RAM Upgrade....

  ptrafc 16:27 30 May 2005

I've been looking around for a RAM upgrade which will work with my motherboard:

184-pin DIMM Banking
3 (3 banks of 1)

nVidia nForce2 SPP

DDR SDRAM Frequencies
PC1600, PC2100, PC2700, and PC3200

Error Detection Support
Non-ECC only

Graphics Support

Max Unbuffered DDR SDRAM

Module Types Supported
Unbuffered only

Supported DRAM Types

USB Support
2.x Compliant.

However, using the RAM advisor tool at crucial.com, I also get results that say I can use the following RAM sticks:

DDR PC4000 • 3-4-4-8 • Unbuffered • NON-ECC • DDR500 • 2.8V • 128Meg x 64

Is this a mistake? Or is it fine to use one of these?
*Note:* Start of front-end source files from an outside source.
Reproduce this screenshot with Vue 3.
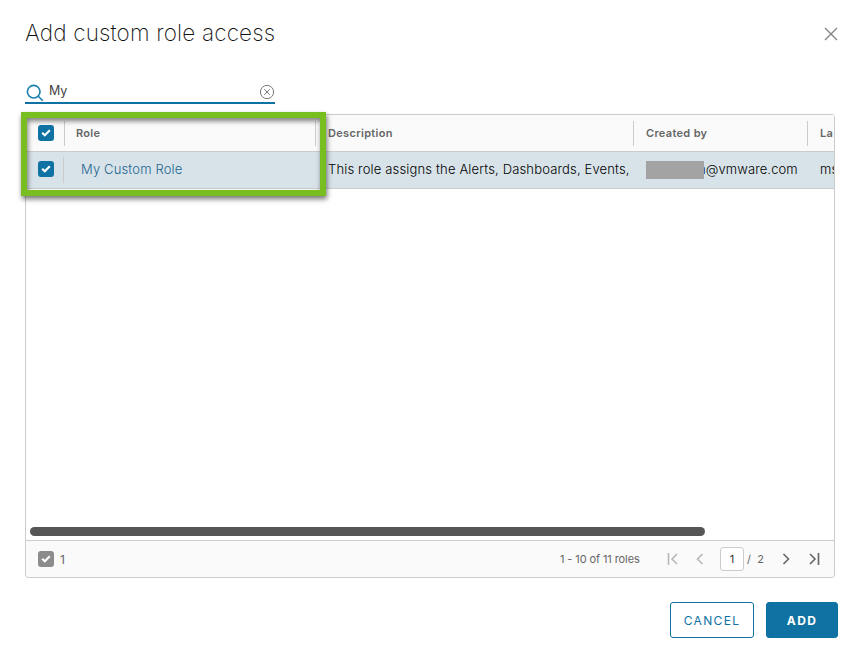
<script setup>
import { ref } from 'vue'

const query = ref('My')
const columns = ['Role', 'Description', 'Created by', 'La']
const rows = [
  {
    role: 'My Custom Role',
    description: 'This role assigns the Alerts, Dashboards, Events,',
    domain: 'n@vmware.com',
    updated: 'ms'
  }
]
</script>

<template>
  <main class="dialog">
    <header class="dialog-header">
      <h1>Add custom role access</h1>
      <svg class="close" viewBox="0 0 14 14"><path d="M1 1 13 13M13 1 1 13" /></svg>
    </header>

    <div class="search">
      <svg class="magnifier" viewBox="0 0 18 18"><circle cx="7.7" cy="7.7" r="6.3" /><path d="m12 12 4.8 4.8" /></svg>
      <span class="query">{{ query }}</span>
      <svg class="clear" viewBox="0 0 16 16"><circle cx="8" cy="8" r="6.6" /><path d="m5.2 5.2 5.6 5.6M10.8 5.2 5.2 10.8" /></svg>
    </div>

    <section class="datagrid">
      <div class="grid-row head">
        <div class="cell check"><span class="box"><svg viewBox="0 0 16 16"><path d="m4.2 7.7 2.6 2.6 5-5" /></svg></span></div>
        <div v-for="c in columns" :key="c" class="cell"><span class="label">{{ c }}</span></div>
      </div>
      <div v-for="r in rows" :key="r.role" class="grid-row body">
        <div class="cell check"><span class="box"><svg viewBox="0 0 16 16"><path d="m4.2 7.7 2.6 2.6 5-5" /></svg></span></div>
        <div class="cell role-cell"><a class="role-link">{{ r.role }}</a></div>
        <div class="cell"><span class="text">{{ r.description }}</span></div>
        <div class="cell"><span class="redacted"></span><span class="text domain">{{ r.domain }}</span></div>
        <div class="cell"><span class="text">{{ r.updated }}</span></div>
      </div>
      <div class="space"></div>
      <div class="scrollbar"></div>
      <footer class="grid-footer">
        <span class="box muted"><svg viewBox="0 0 16 16"><path d="m4.2 7.7 2.6 2.6 5-5" /></svg></span>
        <span class="count">1</span>
        <span class="summary">1 - 10 of 11 roles</span>
        <svg class="nav off" viewBox="0 0 12 12"><path d="M1.5 0v12M10 1 5 6l5 5" /></svg>
        <svg class="nav prev off" viewBox="0 0 12 12"><path d="M8.5 1 3.5 6l5 5" /></svg>
        <span class="page">1</span>
        <span class="total">/&nbsp; 2</span>
        <svg class="nav" viewBox="0 0 12 12"><path d="m3.5 1 5 5-5 5" /></svg>
        <svg class="nav last" viewBox="0 0 12 12"><path d="m2 1 5 5-5 5M10.5 0v12" /></svg>
      </footer>
      <div class="highlight"></div>
    </section>

    <div class="actions">
      <button class="cancel"><span>CANCEL</span></button>
      <button class="add"><span>ADD</span></button>
    </div>
  </main>
</template>

<style>
body { margin: 0; background: #fff; }
</style>

<style scoped>
.dialog { box-sizing: border-box; width: 857px; height: 655px; padding: 16px 19px 0 25px; font-family: Inter, "Open Sans", sans-serif; color: #222; overflow: hidden; }
svg { display: block; fill: none; flex: none; }
.dialog-header { display: flex; justify-content: space-between; height: 64px; }
h1 { margin: 0; font-size: 22.5px; font-weight: 200; line-height: 33px; letter-spacing: .17px; color: #111; white-space: nowrap; }
.close { width: 14px; height: 14px; margin-top: 11px; stroke: #858585; stroke-width: 1.4; }
.search { display: flex; box-sizing: border-box; width: 250px; height: 24px; border-bottom: 2px solid #0f72a3; }
.magnifier { width: 18px; height: 18px; margin: 4px 5px 0 1px; stroke: #1b7fb0; stroke-width: 1.6; }
.query { flex: 1; font-size: 12.5px; line-height: 21px; color: #444; }
.clear { width: 16px; height: 16px; margin-top: 4px; stroke: #777; stroke-width: 1; }
.datagrid { position: relative; display: flex; flex-direction: column; box-sizing: border-box; width: 810px; height: 464px; margin-top: 10px; border: 1px solid #ccc; border-radius: 3px; }
.grid-row { display: grid; grid-template-columns: 39px 251px 318px 174px 26px; height: 36px; border-bottom: 1px solid #ccc; overflow: hidden; }
.head { background: #fafafa; }
.body { background: #d8e3e9; }
.cell { display: flex; align-items: center; box-sizing: border-box; padding: 0 0 2px 12px; overflow: hidden; white-space: nowrap; }
.head .cell { height: 25px; margin-top: 6px; border-right: 1px solid #ccc; }
.head .cell:last-child { border-right: 0; }
.head .cell:nth-child(2) { padding-left: 11px; }
.body .check { width: 38px; height: 26px; margin-top: 5px; border-right: 1px solid #ccc; }
.body .role-cell { padding-left: 16px; }
.label { font-size: 11px; font-weight: 600; line-height: 16px; letter-spacing: .32px; color: #666; }
.role-link { font-size: 13px; font-weight: 300; color: #1a648f; letter-spacing: .15px; }
.text { font-size: 13px; font-weight: 300; letter-spacing: .16px; color: #000; }
.redacted { width: 58px; height: 18px; margin: 2px 0 0; background: #a3a3a3; flex: none; z-index: 1; }
.domain { margin-left: -6px; letter-spacing: .1px; }
.box { display: block; width: 16px; height: 16px; border-radius: 3px; background: #0f72a3; flex: none; }
.box svg { width: 16px; height: 16px; stroke: #fff; stroke-width: 2.2; }
.muted { background: #8c8c8c; }
.space { flex: 1; }
.scrollbar { width: 675px; height: 9px; margin: 0 0 4px 4px; border-radius: 5px; background: #565656; }
.grid-footer { display: flex; align-items: center; box-sizing: border-box; height: 37px; padding-left: 12px; border-top: 1px solid #ccc; border-radius: 0 0 3px 3px; background: #fafafa; font-size: 11px; color: #666; white-space: nowrap; }
.count { width: 500px; margin-left: 6px; font-size: 12px; flex: none; }
.summary { width: 107px; letter-spacing: -.1px; flex: none; }
.nav { width: 12px; height: 12px; stroke: #666; stroke-width: 1.6; }
.off { stroke: #b8b8b8; }
.prev { margin-left: 15px; }
.page { box-sizing: border-box; width: 24px; height: 24px; margin: 0 3px 0 14px; border: 1px solid #ccc; border-radius: 3px; background: #fff; line-height: 22px; text-align: center; color: #333; flex: none; }
.total { width: 33px; flex: none; }
.last { margin-left: 16px; }
.highlight { position: absolute; left: -5px; top: -3px; box-sizing: border-box; width: 305px; height: 84px; border: 6px solid #78be20; box-shadow: 1px 3px 5px rgba(0,0,0,.55), inset 1px 3px 5px rgba(0,0,0,.5); }
.actions { display: flex; justify-content: flex-end; gap: 12px; margin-top: 24px; }
button { box-sizing: border-box; height: 36px; margin: 0; padding: 0; border: 1px solid #0f72a3; border-radius: 3px; font-family: inherit; font-size: 12px; letter-spacing: 1.35px; }
.cancel { width: 84px; background: #fff; color: #0f72a3; }
.add { width: 72px; background: #0f72a3; color: #fff; font-weight: 700; }
</style>
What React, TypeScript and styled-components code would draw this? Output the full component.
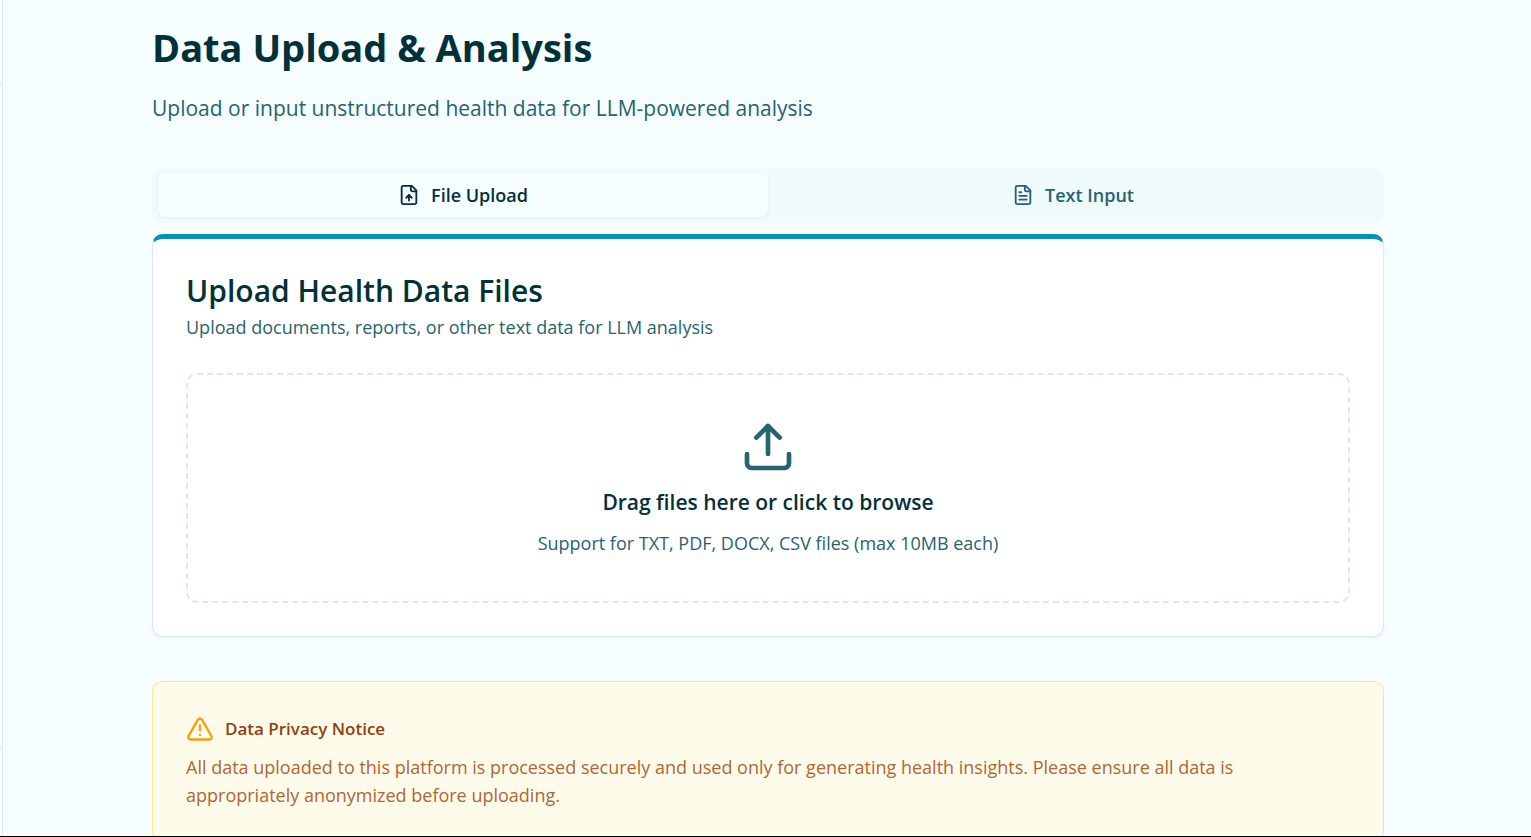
import React, { useState } from "react";
import styled, { createGlobalStyle } from "styled-components";

const GlobalStyle = createGlobalStyle`
  *, *::before, *::after { box-sizing: border-box; }
  body {
    margin: 0;
    background: #f5fdff;
    color: #03313a;
    font-family: "Segoe UI", "Open Sans", "Noto Sans", sans-serif;
  }
  h1, h2, h3, p { margin: 0; }
`;

const Shell = styled.div`
  display: flex;
  height: 100vh;
  overflow: hidden;
  border-bottom: 1px solid #000;
`;

const Sidebar = styled.aside`
  flex: 0 0 3px;
  display: flex;
  flex-direction: column;
  justify-content: space-between;
  background: #fbfeff;
  border-right: 1px solid #dde9eb;
`;

const SidebarHeader = styled.div`
  height: 85px;
  border-bottom: 1px solid #dde9eb;
`;

const SidebarFooter = styled.div`
  height: 88px;
  border-top: 1px solid #dde9eb;
`;

const Main = styled.main`
  flex: 1;
  min-width: 0;
  padding: 22px 147px 0 149px;
`;

const PageTitle = styled.h1`
  font-size: 38px;
  font-weight: 700;
  line-height: 50px;
`;

const PageSubtitle = styled.p`
  margin-top: 20px;
  color: #26646f;
  font-size: 21px;
  line-height: 32px;
`;

const TabList = styled.div`
  display: grid;
  grid-template-columns: 1fr 1fr;
  margin-top: 44px;
  padding: 5px 6px 6px;
  border-radius: 11px;
  background: #effafa;
`;

const Tab = styled.button<{ $active: boolean }>`
  display: flex;
  align-items: center;
  justify-content: center;
  gap: 11px;
  height: 44px;
  padding: 0 16px;
  border: 0;
  border-radius: 7px;
  background: ${(p) => (p.$active ? "#f5fdff" : "transparent")};
  box-shadow: ${(p) => (p.$active ? "0 1px 3px rgba(0, 0, 0, 0.08)" : "none")};
  color: ${(p) => (p.$active ? "#03313a" : "#26646f")};
  font-family: inherit;
  font-size: 18px;
  font-weight: 600;
  line-height: 28px;
  cursor: pointer;
`;

const Card = styled.section`
  margin-top: 11px;
  padding: 32px 33px 33px;
  border: 1px solid #dde9eb;
  border-top: 5px solid #0891b2;
  border-radius: 11px;
  background: #fff;
  box-shadow: 0 1px 3px rgba(0, 0, 0, 0.05);
`;

const CardTitle = styled.h2`
  font-size: 30px;
  font-weight: 600;
  line-height: 40px;
`;

const CardText = styled.p`
  margin-top: 2px;
  color: #26646f;
  font-size: 18px;
  line-height: 28px;
`;

const DropZone = styled.label`
  position: relative;
  display: flex;
  flex-direction: column;
  align-items: center;
  margin-top: 32px;
  padding: 44px;
  border: 2px dashed #dde9eb;
  border-radius: 11px;
  text-align: center;
  cursor: pointer;
`;

const FileInput = styled.input`
  position: absolute;
  inset: 0;
  width: 100%;
  height: 100%;
  opacity: 0;
  cursor: pointer;
`;

const DropTitle = styled.span`
  margin-top: 11px;
  font-size: 21px;
  font-weight: 600;
  line-height: 32px;
`;

const DropHint = styled.span`
  margin-top: 11px;
  color: #26646f;
  font-size: 18px;
  line-height: 28px;
`;

const Notice = styled.section`
  margin-top: 44px;
  padding: 33px;
  border: 1px solid #fde68a;
  border-radius: 11px;
  background: #fffbeb;
`;

const NoticeHeader = styled.div`
  display: flex;
  align-items: center;
  gap: 11px;
`;

const NoticeTitle = styled.h3`
  color: #92400e;
  font-size: 17px;
  font-weight: 600;
  line-height: 28px;
`;

const NoticeText = styled.p`
  margin-top: 10px;
  color: #af6636;
  font-size: 18px;
  line-height: 28px;
`;

const Icon = styled.svg<{ $size: number; $color?: string }>`
  flex: none;
  width: ${(p) => p.$size}px;
  height: ${(p) => p.$size}px;
  fill: none;
  stroke: ${(p) => p.$color ?? "currentColor"};
  stroke-width: 2;
  stroke-linecap: round;
  stroke-linejoin: round;
`;

const FILE_OUTLINE = "M15 2H6a2 2 0 0 0-2 2v16a2 2 0 0 0 2 2h12a2 2 0 0 0 2-2V7Z";
const FILE_FOLD = "M14 2v4a2 2 0 0 0 2 2h4";

const FileUpIcon = () => (
  <Icon viewBox="0 0 24 24" $size={22} aria-hidden="true">
    <path d={FILE_OUTLINE} />
    <path d={FILE_FOLD} />
    <path d="M12 12v6" />
    <path d="m15 15-3-3-3 3" />
  </Icon>
);

const FileTextIcon = () => (
  <Icon viewBox="0 0 24 24" $size={22} aria-hidden="true">
    <path d={FILE_OUTLINE} />
    <path d={FILE_FOLD} />
    <path d="M10 9H8" />
    <path d="M16 13H8" />
    <path d="M16 17H8" />
  </Icon>
);

const UploadIcon = () => (
  <Icon viewBox="0 0 24 24" $size={56} $color="#26646f" aria-hidden="true">
    <path d="M21 15v4a2 2 0 0 1-2 2H5a2 2 0 0 1-2-2v-4" />
    <path d="m17 8-5-5-5 5" />
    <path d="M12 3v12" />
  </Icon>
);

const WarningIcon = () => (
  <Icon viewBox="0 0 24 24" $size={28} $color="#f59e0b" aria-hidden="true">
    <path d="m21.73 18-8-14a2 2 0 0 0-3.48 0l-8 14A2 2 0 0 0 4 21h16a2 2 0 0 0 1.73-3" />
    <path d="M12 9v4" />
    <path d="M12 17h.01" />
  </Icon>
);

export default function App() {
  const [tab, setTab] = useState<"file" | "text">("file");

  return (
    <>
      <GlobalStyle />
      <Shell>
        <Sidebar>
          <SidebarHeader />
          <SidebarFooter />
        </Sidebar>
        <Main>
          <PageTitle>Data Upload &amp; Analysis</PageTitle>
          <PageSubtitle>
            Upload or input unstructured health data for LLM-powered analysis
          </PageSubtitle>

          <TabList role="tablist">
            <Tab
              type="button"
              role="tab"
              aria-selected={tab === "file"}
              $active={tab === "file"}
              onClick={() => setTab("file")}
            >
              <FileUpIcon />
              File Upload
            </Tab>
            <Tab
              type="button"
              role="tab"
              aria-selected={tab === "text"}
              $active={tab === "text"}
              onClick={() => setTab("text")}
            >
              <FileTextIcon />
              Text Input
            </Tab>
          </TabList>

          <Card>
            <CardTitle>Upload Health Data Files</CardTitle>
            <CardText>Upload documents, reports, or other text data for LLM analysis</CardText>
            <DropZone htmlFor="health-files">
              <UploadIcon />
              <DropTitle>Drag files here or click to browse</DropTitle>
              <DropHint>Support for TXT, PDF, DOCX, CSV files (max 10MB each)</DropHint>
              <FileInput id="health-files" type="file" multiple accept=".txt,.pdf,.docx,.csv" />
            </DropZone>
          </Card>

          <Notice>
            <NoticeHeader>
              <WarningIcon />
              <NoticeTitle>Data Privacy Notice</NoticeTitle>
            </NoticeHeader>
            <NoticeText>
              All data uploaded to this platform is processed securely and used only for generating
              health insights. Please ensure all data is appropriately anonymized before uploading.
            </NoticeText>
          </Notice>
        </Main>
      </Shell>
    </>
  );
}
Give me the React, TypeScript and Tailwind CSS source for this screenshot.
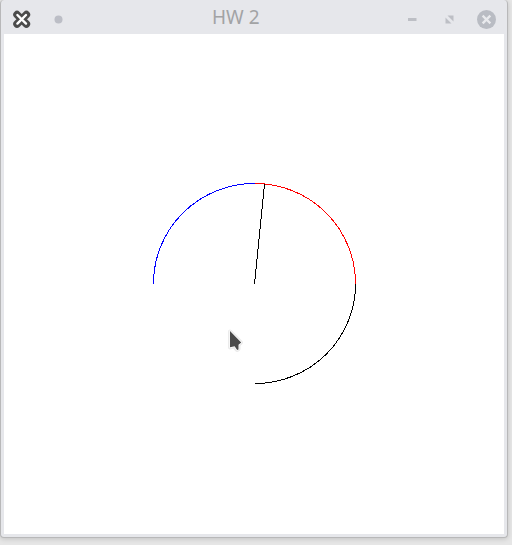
function TitleBar() {
  return (
    <header className="flex h-[34px] shrink-0 items-start">
      <svg className="h-[34px] w-[80px] shrink-0" viewBox="0 0 80 34">
        <path d="M17 14.6 L26.4 24 M26.4 14.6 L17 24" stroke="#4b4b4b" strokeWidth="7.5" strokeLinecap="round" />
        <path d="M17.4 15 L26 23.6 M26 15 L17.4 23.6" stroke="#ffffff" strokeWidth="2.4" strokeLinecap="round" />
        <circle cx="58.5" cy="19.5" r="4" fill="#bcbec6" />
      </svg>
      <h1 className="flex-1 pl-[132px] pt-[3px] font-['Noto_Sans','Open_Sans',sans-serif] text-[19px] leading-[28px] text-[#a2a3a5]">
        HW 2
      </h1>
      <svg className="h-[34px] w-[107px] shrink-0" viewBox="400 0 107 34">
        <rect x="408" y="18" width="8.5" height="3" fill="#bdbfc5" />
        <path d="M447.5 15.5 H453.5 V21.5 Z M445.5 17.5 V23.5 H451.5 Z" fill="#bdbfc5" />
        <circle cx="486.5" cy="19.5" r="9.5" fill="#b9bcc3" />
        <path d="M483.5 16.5 L489.5 22.5 M489.5 16.5 L483.5 22.5" stroke="#e9eaed" strokeWidth="2.4" strokeLinecap="square" />
      </svg>
    </header>
  );
}

function Drawing() {
  return (
    <svg className="block h-[500px] w-[500px]" viewBox="4 34 500 500" fill="none">
      <g shapeRendering="crispEdges" strokeWidth="1">
        <path d="M153.5 284 V283.5 A101 100 0 0 1 254.5 183.5 H255" stroke="#0000ff" />
        <path d="M255 183.5 A100.5 100 0 0 1 355.5 283.5 V284" stroke="#ff0000" />
        <path d="M355.5 284 A100.5 99.5 0 0 1 255 383.5" stroke="#000000" />
        <path d="M254.5 284 L264.5 184" stroke="#000000" />
      </g>
      <path d="M230 331.5 V347.5 L234 346.5 L237 350 L238.5 349 V345 L241 342.5 Z" stroke="#ebebeb" strokeWidth="4" strokeLinejoin="round" />
      <path d="M230 331 V347.3 L234.6 346.2 L237.2 350 L238.5 349.4 V344.8 L241.2 342.4 Z" fill="#4a4a4a" stroke="#ffffff" strokeWidth="1.2" strokeLinejoin="round" paintOrder="stroke" />
    </svg>
  );
}

export default function App() {
  return (
    <div className="h-[545px] w-[512px] overflow-hidden bg-[#e6e6e6]">
      <div className="flex h-[538px] w-[508px] flex-col rounded-[4px] border-b border-l border-r border-[#b8b8b9] bg-[#e6e7eb] shadow-[0_1px_5px_rgba(0,0,0,0.16)]">
        <div className="-ml-px flex flex-col">
          <TitleBar />
          <main className="ml-1 h-[500px] w-[500px] bg-white">
            <Drawing />
          </main>
        </div>
      </div>
    </div>
  );
}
Also, what's the voltage part mean? Mine is meant to take 2.5v, but I've noticed others that are 2.6v etc, so I'm not sure if this can be used.

Thanks for any replies.

  Slithe 16:51 30 May 2005

Firstly - the voltage indicates how much charge a particular memory module can take comfortably. Most components in a PC can take +/- .1V tolerances, however, with three slots on your motherboard, I would keep within the tolerance set by the manufacturer 2.5V or less. It may not seem a lot .1V extra - however, if you repeat that across three RAM slots that .3V can make a difference dependening what other components are on your board. Exceeding tolerances can burn out components or be a potential hazard - I stick within the guidelines, this saves me money and doesn't invalidate warranties.

Secondly, my PC uses DDR DIMM SRAM 184 Pin PC2700/3200 @ 400 MHZ, very similar to yours. Determine how much memory you want and how much you want to spend - dabs sells 512MB RAM to your PC's specifications quite cheaply, about £37.00 plus delivery if I remember.

If you want to use new RAM with existing RAM, make sure that the speeds i.e. PC2700/3200 match. It's not imperative but if your buy PC2300 and have a 2700 stick, then the new memory will run at the 2700 speed.

Lastly, I always use the specifications set by the manufacturer of my PC's. Although the crucial.com states one list - such sites do not give definate answers, they are calculations based on what information you enter. The manufacturers do extensive testing to give you the specifications. Personally, and others may disagree, I'd keep with these.

This way your PC warranties stay valid and you still get the benefit of an upgrade. A friend of mine only recently blew his board because he didn't fit extra components to specifications.

Hope this helps!

  ade.h 16:53 30 May 2005

I can't answer the voltage question, but anything that is suggested by Crucial is 100% guaranteed to work. Basically, if the RAM is too fast, it will just clock a bit slower. Golden rule; the slowest part of the databus (CPU bus, RAM, etc.) is what dictates the core speed. Like wise if the RAM is slower, it will just require a slower CPU bus speed, provided that the motherboard chipset supports it, which most would. Go ahead and buy whatever Crucial suggests, as the extra speed might be useful when you next upgrade other parts.

  ade.h 16:54 30 May 2005

As the details in your post suggest, stick with unbuffered non-ECC.

  ade.h 16:56 30 May 2005

Apologies for any repeated information between Slithe's post and mine; he's a quicker typist!

  ptrafc 18:40 30 May 2005

the replies have been great help :)

  Joe R 19:06 30 May 2005


please check that you have the latest bios available for this mobo.

The fastest memory for this mobo should be ( in my opinion ) pc3200, as the fsb does not exceed 2 x 200.

  Totally-braindead 22:05 30 May 2005

Go to Crucial click here

  ptrafc 17:16 02 Jun 2005

Well I finally opted for one of their 1gb sticks after several emails to them.
They said the PC4000 stuff was fine since it will default down to PC3200 itself.
They also said the voltage didn't matter:
"The voltage on the memory module will not be noticed by you or your system. The voltage does not matter on the lower latency memory modules."

Just one last question guys, can I simply add this stick to my 3rd slot, leaving the original two 256mb sticks in there, or am I better off removing them?


  dan11 17:24 02 Jun 2005

Put the 1 gig stick in the first slot and the one you have taken out, put this in the third slot. Boot up and check the ram totals.